**What to produce**
Within the data below, state how many lines contain the string "React". Provide the number only.
----
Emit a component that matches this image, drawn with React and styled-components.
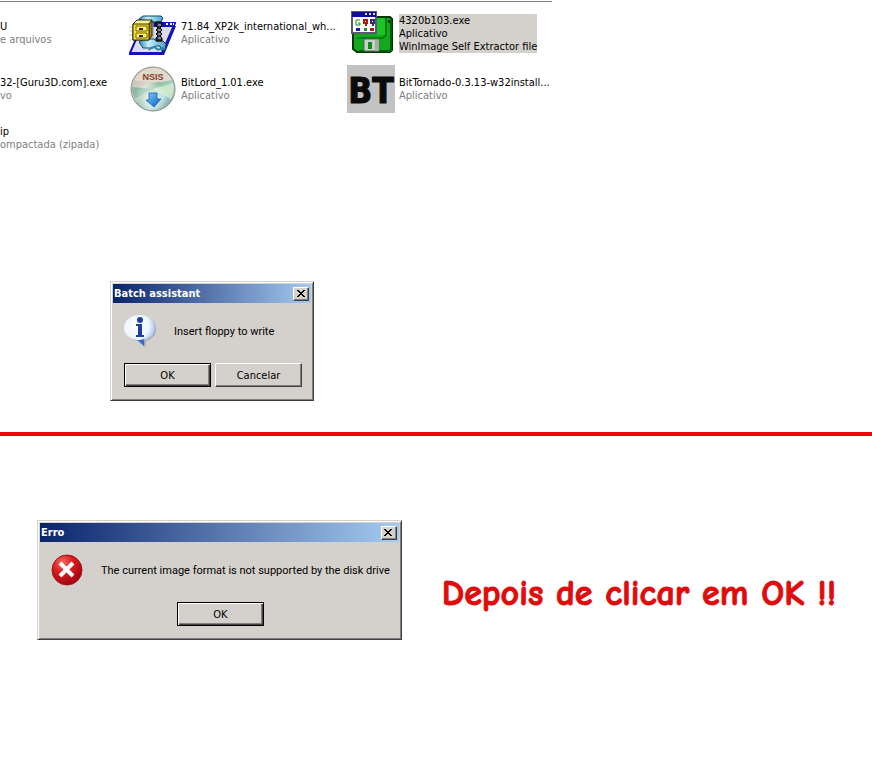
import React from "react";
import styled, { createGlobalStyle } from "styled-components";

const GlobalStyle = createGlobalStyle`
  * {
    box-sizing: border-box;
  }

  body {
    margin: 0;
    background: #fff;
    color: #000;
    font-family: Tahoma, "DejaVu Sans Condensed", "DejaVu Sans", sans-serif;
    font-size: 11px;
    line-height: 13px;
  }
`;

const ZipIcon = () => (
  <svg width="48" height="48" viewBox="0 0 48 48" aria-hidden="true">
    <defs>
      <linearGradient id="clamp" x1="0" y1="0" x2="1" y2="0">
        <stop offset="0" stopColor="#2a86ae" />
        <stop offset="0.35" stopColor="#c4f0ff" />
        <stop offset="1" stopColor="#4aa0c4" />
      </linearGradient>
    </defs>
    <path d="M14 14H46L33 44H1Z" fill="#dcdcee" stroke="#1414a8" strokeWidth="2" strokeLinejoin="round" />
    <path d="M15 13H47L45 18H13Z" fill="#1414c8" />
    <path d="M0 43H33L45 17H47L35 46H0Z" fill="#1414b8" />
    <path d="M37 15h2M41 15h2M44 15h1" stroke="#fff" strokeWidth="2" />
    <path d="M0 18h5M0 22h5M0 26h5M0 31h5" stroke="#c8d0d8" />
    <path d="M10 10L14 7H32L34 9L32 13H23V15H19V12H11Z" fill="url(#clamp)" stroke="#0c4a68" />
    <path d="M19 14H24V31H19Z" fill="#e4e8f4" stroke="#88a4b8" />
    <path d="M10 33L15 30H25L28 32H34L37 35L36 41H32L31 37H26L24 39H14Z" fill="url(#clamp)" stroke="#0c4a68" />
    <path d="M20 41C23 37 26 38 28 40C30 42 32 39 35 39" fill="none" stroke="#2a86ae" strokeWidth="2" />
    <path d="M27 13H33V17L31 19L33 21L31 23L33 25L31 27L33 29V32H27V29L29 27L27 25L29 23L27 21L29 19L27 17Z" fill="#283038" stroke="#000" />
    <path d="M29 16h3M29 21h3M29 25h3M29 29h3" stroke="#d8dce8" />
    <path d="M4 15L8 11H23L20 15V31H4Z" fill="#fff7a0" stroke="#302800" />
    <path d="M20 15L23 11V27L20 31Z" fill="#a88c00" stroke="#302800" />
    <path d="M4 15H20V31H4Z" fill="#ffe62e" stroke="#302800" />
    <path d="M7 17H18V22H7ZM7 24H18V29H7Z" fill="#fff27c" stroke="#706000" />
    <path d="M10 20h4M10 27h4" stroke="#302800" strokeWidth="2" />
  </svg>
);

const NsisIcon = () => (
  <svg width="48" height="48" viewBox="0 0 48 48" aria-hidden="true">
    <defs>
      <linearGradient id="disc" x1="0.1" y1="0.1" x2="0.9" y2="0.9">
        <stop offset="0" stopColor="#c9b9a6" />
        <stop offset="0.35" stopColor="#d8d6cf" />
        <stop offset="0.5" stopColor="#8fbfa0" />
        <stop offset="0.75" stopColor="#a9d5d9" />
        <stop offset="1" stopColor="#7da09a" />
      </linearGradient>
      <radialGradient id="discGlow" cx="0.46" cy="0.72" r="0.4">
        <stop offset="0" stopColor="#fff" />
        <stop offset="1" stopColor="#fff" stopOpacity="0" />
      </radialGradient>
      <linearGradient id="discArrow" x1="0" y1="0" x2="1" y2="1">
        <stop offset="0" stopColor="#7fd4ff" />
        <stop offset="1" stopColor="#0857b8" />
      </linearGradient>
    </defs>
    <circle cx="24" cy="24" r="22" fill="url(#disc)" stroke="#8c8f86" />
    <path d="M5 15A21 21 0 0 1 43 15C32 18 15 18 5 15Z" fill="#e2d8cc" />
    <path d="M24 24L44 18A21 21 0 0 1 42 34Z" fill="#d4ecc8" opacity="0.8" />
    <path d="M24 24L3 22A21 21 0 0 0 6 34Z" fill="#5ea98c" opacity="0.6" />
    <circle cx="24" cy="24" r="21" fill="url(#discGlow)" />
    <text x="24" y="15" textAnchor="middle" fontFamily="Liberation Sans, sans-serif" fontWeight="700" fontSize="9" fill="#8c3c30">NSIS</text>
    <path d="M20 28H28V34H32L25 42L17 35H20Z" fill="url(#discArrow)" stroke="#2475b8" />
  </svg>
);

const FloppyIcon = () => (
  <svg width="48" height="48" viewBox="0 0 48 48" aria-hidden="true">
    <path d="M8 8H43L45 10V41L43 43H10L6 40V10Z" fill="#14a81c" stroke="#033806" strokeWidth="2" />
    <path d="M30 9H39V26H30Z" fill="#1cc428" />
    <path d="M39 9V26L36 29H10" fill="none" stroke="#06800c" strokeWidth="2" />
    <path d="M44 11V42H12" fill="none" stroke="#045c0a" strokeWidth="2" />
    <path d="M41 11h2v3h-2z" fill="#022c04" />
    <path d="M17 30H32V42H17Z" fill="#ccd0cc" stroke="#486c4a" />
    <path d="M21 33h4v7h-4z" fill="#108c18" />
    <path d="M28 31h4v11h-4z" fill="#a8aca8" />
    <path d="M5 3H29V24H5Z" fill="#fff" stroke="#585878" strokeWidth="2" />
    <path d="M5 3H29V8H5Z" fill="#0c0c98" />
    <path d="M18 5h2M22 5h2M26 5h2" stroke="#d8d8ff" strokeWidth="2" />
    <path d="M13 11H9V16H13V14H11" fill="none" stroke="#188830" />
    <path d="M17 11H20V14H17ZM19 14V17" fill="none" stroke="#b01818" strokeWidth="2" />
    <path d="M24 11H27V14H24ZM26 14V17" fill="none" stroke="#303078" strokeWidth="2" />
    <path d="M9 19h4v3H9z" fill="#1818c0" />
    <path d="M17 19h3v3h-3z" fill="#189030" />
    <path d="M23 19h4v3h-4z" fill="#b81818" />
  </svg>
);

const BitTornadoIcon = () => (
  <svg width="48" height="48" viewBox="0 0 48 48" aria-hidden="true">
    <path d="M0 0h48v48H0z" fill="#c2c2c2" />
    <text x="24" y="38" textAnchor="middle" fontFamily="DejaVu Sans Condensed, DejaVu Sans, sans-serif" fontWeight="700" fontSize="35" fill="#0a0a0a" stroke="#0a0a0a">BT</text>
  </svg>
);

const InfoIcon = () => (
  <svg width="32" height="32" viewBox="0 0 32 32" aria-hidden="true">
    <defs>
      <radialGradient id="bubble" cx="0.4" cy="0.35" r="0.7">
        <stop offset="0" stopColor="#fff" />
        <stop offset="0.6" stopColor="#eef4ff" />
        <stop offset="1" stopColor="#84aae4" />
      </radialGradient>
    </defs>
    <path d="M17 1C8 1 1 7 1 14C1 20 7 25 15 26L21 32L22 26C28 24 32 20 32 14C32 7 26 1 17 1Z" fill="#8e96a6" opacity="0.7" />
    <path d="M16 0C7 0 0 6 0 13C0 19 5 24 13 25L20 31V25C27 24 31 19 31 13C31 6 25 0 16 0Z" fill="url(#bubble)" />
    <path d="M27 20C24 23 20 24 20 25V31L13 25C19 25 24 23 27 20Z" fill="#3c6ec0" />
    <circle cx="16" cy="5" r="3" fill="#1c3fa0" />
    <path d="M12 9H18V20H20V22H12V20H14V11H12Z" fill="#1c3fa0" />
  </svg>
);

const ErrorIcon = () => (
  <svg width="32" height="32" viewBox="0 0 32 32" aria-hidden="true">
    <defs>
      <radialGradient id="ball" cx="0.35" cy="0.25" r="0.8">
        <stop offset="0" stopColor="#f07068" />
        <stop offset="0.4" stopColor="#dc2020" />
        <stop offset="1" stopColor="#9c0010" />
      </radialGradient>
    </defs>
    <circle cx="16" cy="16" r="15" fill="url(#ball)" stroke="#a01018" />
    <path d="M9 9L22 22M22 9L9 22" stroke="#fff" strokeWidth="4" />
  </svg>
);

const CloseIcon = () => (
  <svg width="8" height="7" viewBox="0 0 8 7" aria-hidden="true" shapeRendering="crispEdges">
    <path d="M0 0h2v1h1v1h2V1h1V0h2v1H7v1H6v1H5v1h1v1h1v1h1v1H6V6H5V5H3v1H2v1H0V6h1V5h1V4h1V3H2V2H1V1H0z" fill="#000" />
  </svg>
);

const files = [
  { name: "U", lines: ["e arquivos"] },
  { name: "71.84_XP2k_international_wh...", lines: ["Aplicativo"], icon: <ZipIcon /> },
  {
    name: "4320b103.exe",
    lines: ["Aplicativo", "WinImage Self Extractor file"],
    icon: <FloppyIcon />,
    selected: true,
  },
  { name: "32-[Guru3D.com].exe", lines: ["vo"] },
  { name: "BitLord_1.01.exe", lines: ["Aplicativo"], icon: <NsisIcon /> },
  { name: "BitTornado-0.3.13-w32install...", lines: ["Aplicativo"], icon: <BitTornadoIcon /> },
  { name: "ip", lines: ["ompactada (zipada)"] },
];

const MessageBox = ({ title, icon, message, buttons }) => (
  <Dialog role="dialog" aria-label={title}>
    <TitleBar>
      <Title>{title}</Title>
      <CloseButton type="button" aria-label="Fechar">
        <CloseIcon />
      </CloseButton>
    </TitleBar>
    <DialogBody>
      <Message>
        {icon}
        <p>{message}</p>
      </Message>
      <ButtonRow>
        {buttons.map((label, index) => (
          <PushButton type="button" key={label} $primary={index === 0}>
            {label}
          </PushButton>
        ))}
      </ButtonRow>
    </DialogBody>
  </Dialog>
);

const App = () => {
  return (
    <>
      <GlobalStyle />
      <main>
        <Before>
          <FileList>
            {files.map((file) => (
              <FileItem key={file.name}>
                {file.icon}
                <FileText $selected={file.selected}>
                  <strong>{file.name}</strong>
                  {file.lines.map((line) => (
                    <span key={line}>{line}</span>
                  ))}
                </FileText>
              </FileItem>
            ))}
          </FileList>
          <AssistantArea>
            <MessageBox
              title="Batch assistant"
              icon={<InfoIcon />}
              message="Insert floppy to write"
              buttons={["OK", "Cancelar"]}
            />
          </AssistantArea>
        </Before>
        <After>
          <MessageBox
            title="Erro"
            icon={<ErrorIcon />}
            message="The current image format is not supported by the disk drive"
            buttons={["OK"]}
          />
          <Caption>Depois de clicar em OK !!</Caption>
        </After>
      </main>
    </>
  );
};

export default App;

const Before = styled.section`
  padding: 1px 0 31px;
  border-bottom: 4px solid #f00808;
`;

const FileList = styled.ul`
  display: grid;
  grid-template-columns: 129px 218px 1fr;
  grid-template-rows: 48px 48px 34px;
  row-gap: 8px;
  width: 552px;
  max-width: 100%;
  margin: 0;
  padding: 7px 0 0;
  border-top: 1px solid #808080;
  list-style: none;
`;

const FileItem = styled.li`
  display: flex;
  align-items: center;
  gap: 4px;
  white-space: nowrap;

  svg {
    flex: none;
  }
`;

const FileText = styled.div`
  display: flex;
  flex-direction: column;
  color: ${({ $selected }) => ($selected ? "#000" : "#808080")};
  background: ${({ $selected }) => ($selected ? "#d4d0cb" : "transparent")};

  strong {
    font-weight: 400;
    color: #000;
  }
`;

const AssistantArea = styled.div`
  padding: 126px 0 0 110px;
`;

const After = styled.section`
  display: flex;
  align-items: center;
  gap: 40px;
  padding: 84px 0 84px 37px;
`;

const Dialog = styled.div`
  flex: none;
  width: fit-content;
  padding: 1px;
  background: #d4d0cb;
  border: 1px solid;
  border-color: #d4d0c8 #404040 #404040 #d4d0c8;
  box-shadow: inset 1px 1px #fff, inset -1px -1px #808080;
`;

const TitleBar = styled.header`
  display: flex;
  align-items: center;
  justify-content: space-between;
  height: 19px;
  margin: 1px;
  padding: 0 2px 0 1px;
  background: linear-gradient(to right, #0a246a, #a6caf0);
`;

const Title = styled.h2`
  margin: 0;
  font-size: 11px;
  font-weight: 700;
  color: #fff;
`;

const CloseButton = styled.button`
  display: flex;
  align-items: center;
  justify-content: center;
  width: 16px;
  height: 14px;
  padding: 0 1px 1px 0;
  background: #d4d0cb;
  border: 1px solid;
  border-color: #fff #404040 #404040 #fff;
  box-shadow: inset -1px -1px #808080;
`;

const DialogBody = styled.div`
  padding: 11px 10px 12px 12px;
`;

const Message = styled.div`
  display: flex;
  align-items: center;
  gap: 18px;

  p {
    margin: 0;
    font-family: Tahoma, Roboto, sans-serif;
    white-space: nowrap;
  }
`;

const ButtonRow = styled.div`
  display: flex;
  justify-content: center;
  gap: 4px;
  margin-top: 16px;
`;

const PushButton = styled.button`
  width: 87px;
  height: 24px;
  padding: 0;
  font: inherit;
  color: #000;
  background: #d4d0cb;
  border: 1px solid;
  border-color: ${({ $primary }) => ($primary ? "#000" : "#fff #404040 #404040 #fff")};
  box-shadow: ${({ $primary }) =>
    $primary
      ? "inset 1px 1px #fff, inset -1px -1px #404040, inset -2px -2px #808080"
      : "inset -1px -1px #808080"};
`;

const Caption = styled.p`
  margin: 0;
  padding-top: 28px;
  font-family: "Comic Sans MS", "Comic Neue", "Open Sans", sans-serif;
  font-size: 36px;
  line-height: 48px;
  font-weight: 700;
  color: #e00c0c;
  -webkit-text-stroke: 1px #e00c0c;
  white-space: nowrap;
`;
----
**Correct result**
2